## Task
Read the entries below and pull out each line with the string "that".

— BEGIN Extracted information —

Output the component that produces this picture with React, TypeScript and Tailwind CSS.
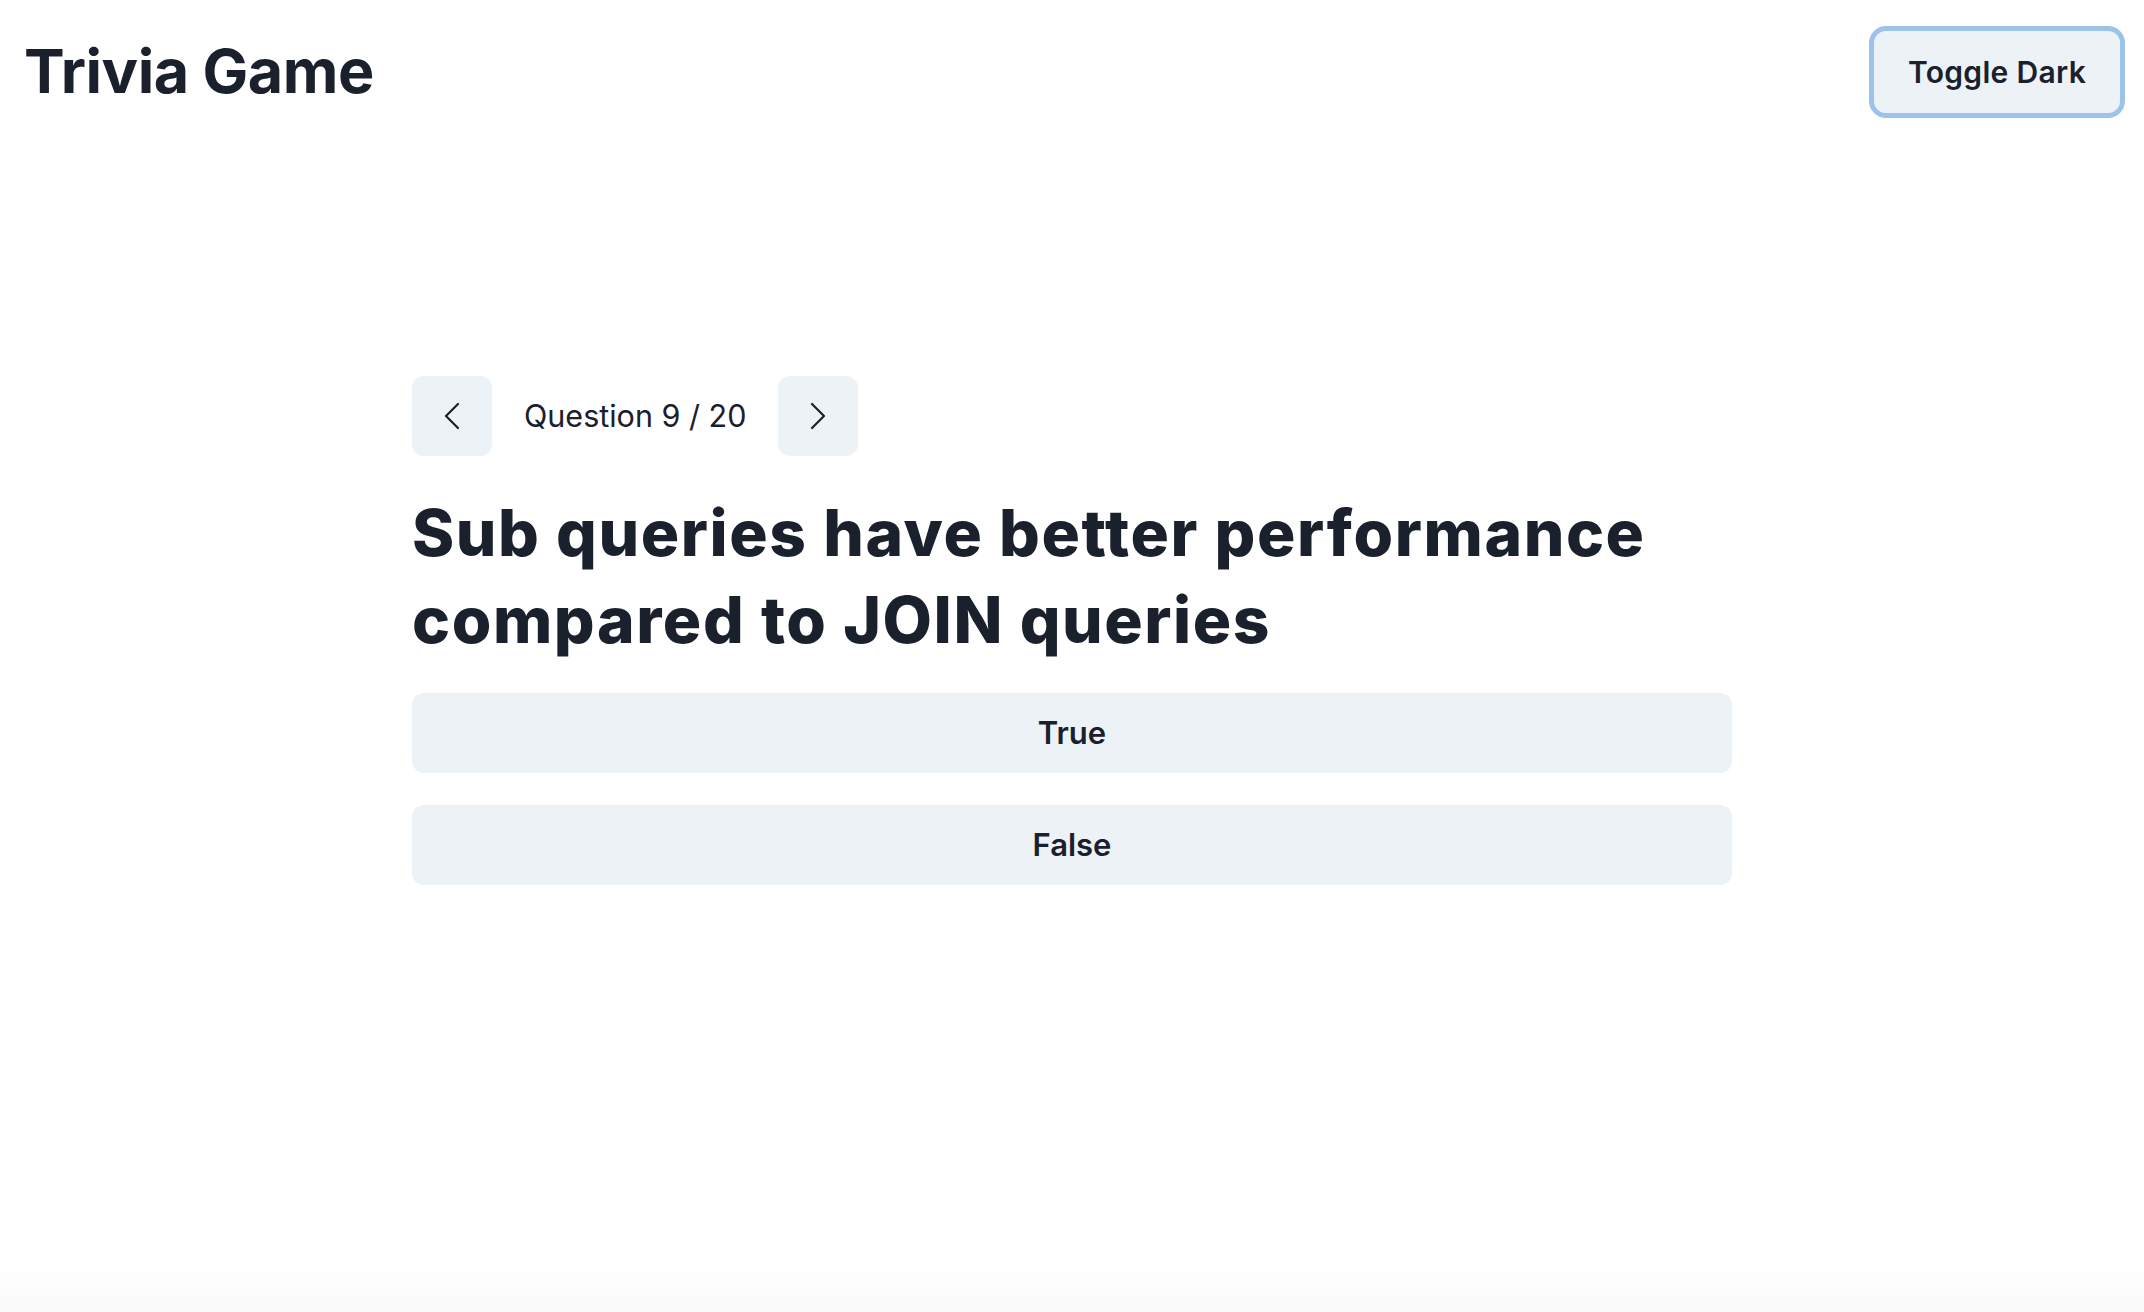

— END Extracted information —
— BEGIN Extracted information —

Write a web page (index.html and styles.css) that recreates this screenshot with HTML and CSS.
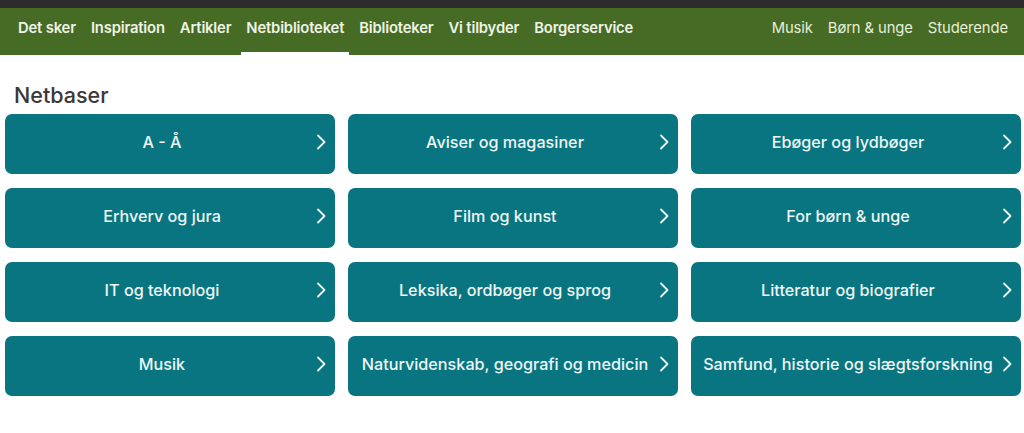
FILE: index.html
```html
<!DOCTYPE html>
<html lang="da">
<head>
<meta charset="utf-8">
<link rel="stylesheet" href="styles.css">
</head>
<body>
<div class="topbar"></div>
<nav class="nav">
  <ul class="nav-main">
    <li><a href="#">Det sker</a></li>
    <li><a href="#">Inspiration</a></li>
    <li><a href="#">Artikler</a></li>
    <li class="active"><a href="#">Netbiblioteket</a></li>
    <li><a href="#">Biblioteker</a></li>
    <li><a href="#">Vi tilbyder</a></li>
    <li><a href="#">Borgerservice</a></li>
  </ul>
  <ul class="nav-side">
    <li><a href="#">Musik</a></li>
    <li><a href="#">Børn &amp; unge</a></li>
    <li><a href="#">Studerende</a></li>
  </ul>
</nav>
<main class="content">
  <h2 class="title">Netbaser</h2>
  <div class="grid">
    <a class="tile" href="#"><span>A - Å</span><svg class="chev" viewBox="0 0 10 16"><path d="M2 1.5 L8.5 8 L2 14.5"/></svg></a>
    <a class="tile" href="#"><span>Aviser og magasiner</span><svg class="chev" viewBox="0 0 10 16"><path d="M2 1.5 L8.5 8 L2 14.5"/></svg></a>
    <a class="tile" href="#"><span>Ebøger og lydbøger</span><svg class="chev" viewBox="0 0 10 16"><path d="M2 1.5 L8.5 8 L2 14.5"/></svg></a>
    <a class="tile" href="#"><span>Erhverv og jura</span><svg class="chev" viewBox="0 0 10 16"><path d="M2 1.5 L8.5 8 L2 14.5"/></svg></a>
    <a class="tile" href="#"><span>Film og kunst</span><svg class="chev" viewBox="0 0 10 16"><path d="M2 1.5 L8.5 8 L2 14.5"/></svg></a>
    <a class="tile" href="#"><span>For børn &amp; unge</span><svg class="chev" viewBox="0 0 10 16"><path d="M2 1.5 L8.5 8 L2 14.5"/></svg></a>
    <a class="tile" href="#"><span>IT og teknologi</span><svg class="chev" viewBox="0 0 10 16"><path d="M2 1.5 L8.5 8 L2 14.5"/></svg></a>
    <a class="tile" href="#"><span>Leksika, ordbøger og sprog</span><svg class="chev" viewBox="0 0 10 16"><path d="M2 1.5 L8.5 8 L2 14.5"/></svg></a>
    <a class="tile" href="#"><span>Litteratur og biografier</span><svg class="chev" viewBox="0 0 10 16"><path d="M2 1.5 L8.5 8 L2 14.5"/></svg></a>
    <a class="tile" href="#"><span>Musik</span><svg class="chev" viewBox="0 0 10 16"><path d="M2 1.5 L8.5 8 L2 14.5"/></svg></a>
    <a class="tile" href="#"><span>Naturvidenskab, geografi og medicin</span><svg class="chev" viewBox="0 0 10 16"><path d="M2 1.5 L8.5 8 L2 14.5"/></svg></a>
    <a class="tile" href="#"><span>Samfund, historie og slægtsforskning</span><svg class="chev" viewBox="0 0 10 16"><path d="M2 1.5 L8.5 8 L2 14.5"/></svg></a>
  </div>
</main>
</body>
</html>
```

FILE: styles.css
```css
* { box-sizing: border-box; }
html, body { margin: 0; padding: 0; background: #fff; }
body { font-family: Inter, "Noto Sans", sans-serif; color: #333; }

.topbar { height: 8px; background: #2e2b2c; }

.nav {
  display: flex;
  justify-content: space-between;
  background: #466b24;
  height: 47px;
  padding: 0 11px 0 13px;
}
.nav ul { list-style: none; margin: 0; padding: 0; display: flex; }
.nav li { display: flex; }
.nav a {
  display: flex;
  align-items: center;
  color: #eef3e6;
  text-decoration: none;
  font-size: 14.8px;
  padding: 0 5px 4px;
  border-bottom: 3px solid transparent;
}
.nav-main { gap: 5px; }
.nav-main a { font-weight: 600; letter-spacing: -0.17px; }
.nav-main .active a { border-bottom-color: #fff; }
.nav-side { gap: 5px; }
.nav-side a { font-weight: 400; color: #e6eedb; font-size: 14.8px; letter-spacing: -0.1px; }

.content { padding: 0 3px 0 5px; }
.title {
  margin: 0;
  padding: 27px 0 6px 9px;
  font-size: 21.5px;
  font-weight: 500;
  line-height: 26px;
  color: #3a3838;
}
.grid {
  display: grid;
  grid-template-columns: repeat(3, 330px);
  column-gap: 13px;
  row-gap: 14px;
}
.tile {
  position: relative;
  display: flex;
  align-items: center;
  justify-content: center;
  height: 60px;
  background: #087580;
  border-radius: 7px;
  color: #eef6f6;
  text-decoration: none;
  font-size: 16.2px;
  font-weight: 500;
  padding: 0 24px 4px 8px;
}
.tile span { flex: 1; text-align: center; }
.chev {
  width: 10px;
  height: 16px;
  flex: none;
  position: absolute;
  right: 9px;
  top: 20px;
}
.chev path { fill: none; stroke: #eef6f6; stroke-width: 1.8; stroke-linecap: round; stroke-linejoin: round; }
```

— END Extracted information —

## Final result
Output the component that produces this picture with React, TypeScript and Tailwind CSS.
Write a web page (index.html and styles.css) that recreates this screenshot with HTML and CSS.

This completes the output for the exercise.